Many people ask themselves: "Should I wait until prices fall before buying my own home?" Market timing is extremely difficult. Waiting for property prices in Switzerland to fall significantly has mostly been a bad strategy over the last 20 years.

  • Interest rates: These have stabilised after the shock and are tending to fall slightly.
  • Supply: Immigration keeps demand high, while supply (new construction) is stagnating. This suggests that prices will remain stable or continue to rise. If you can manage the financing (affordability) and find the right property, "now" is often better than "sometime".

6. Affordability as a reality check

Before you decide to buy your own home, the bank will do a reality check. Your housing costs (calculated as 5% interest + amortisation + maintenance) must not exceed one third of your gross income. This hurdle is often higher than the question of "rent vs. interest". Many people could easily pay the monthly interest, but fail to meet the calculated hurdle when they want to buy their own home. Check this early on.

Conclusion

The answer to the question "Should I buy my own home now?" depends on your time horizon and your risk tolerance. From a purely financial point of view, buying is usually worthwhile in the long term, as you build up assets instead of "burning" rent and benefit from the increase in value. In the short term, however, renting can be more liquidity-friendly in periods of high interest rates.

If you plan to stay in one place for at least 10 years, have the necessary equity and value creative freedom, buying your own home is still a good idea, even in the current market environment. The emotional security and protection against inflation often outweigh the lower interest rate difference.

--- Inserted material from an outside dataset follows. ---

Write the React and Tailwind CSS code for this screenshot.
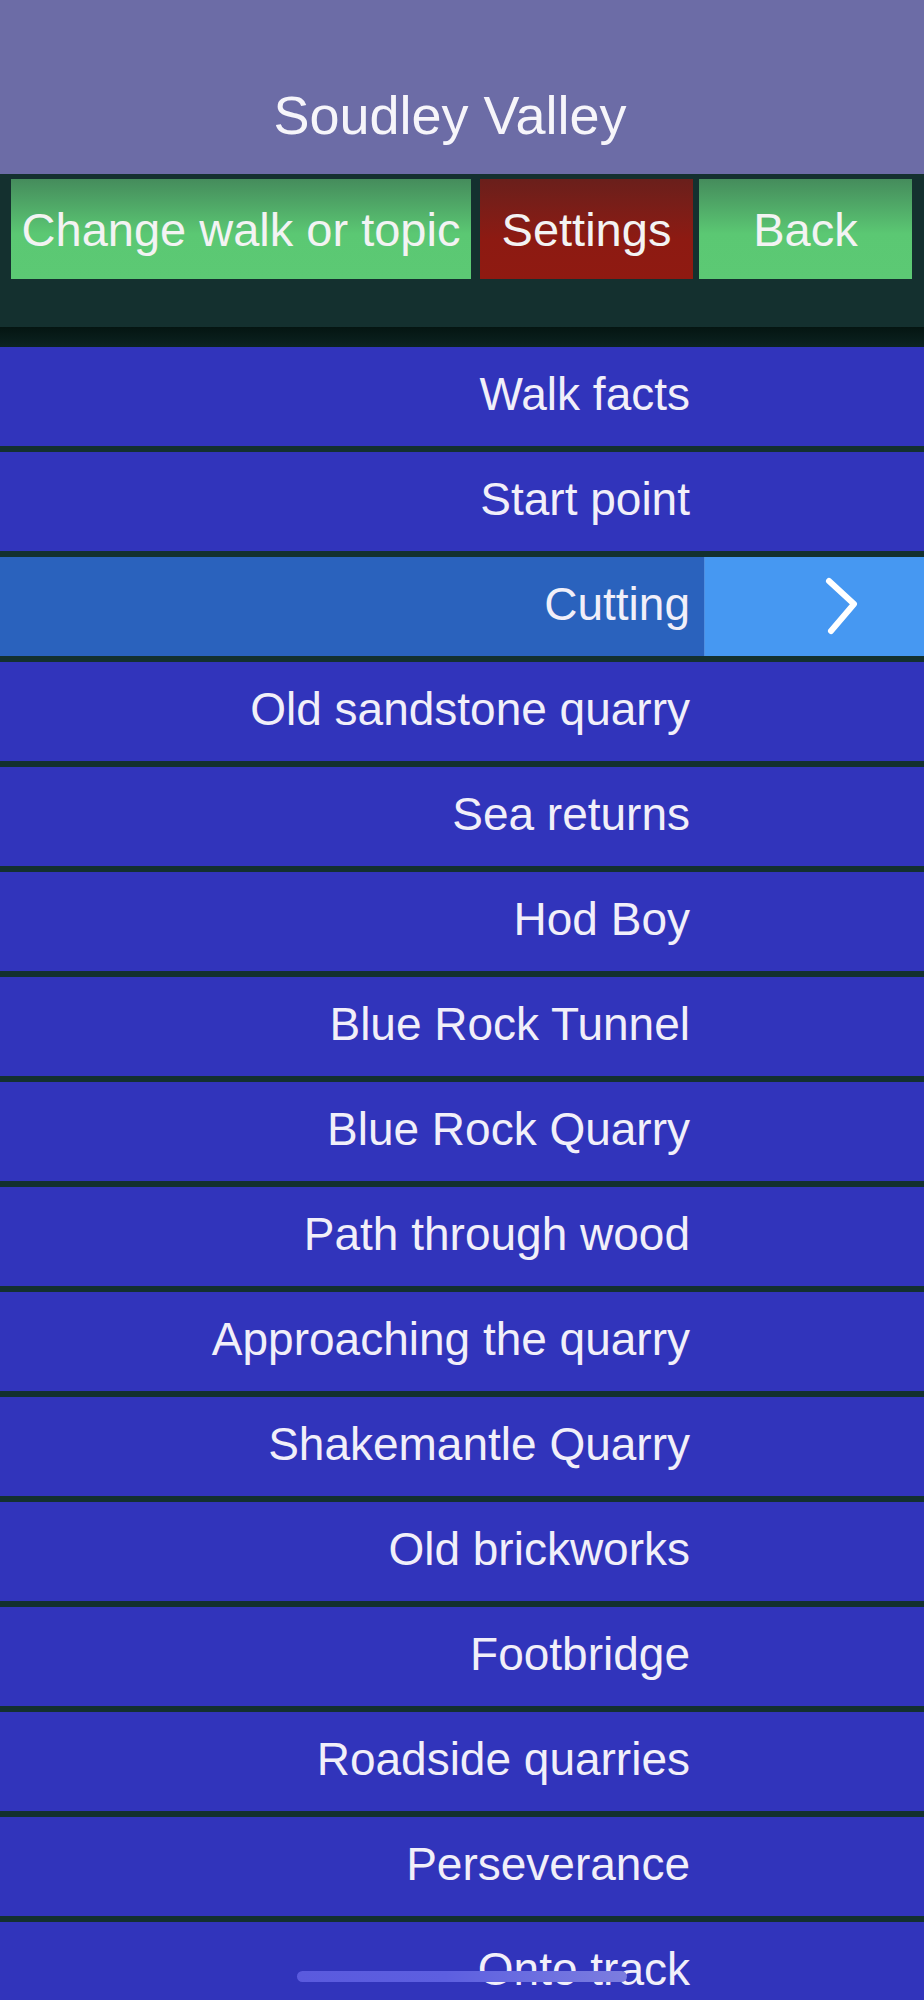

Use Loft to have your individual situation analysed impartially and find the right strategy for your future housing needs.

Glossary

  • Opportunity cost: The lost benefit of an alternative that was not chosen. When buying a home, this is the return that your equity could have achieved on the stock market.
  • Affordability: The ratio between income and ongoing property costs. Banks usually require that the imputed costs do not exceed 33% of gross income.
  • Amortisation: The regular repayment of the mortgage debt to the bank. Anyone who wants to buy their own home must repay the second mortgage within 15 years.
  • Maintenance costs: Ongoing costs for maintaining the value of the property (e.g. repairs, renovations) that you as the owner must bear yourself (approx. 0.7–1% of the value per year).
  • Leverage effect: When buying your own home, you benefit from the increase in value of the entire property, even though you have only paid a small portion (20%) yourself.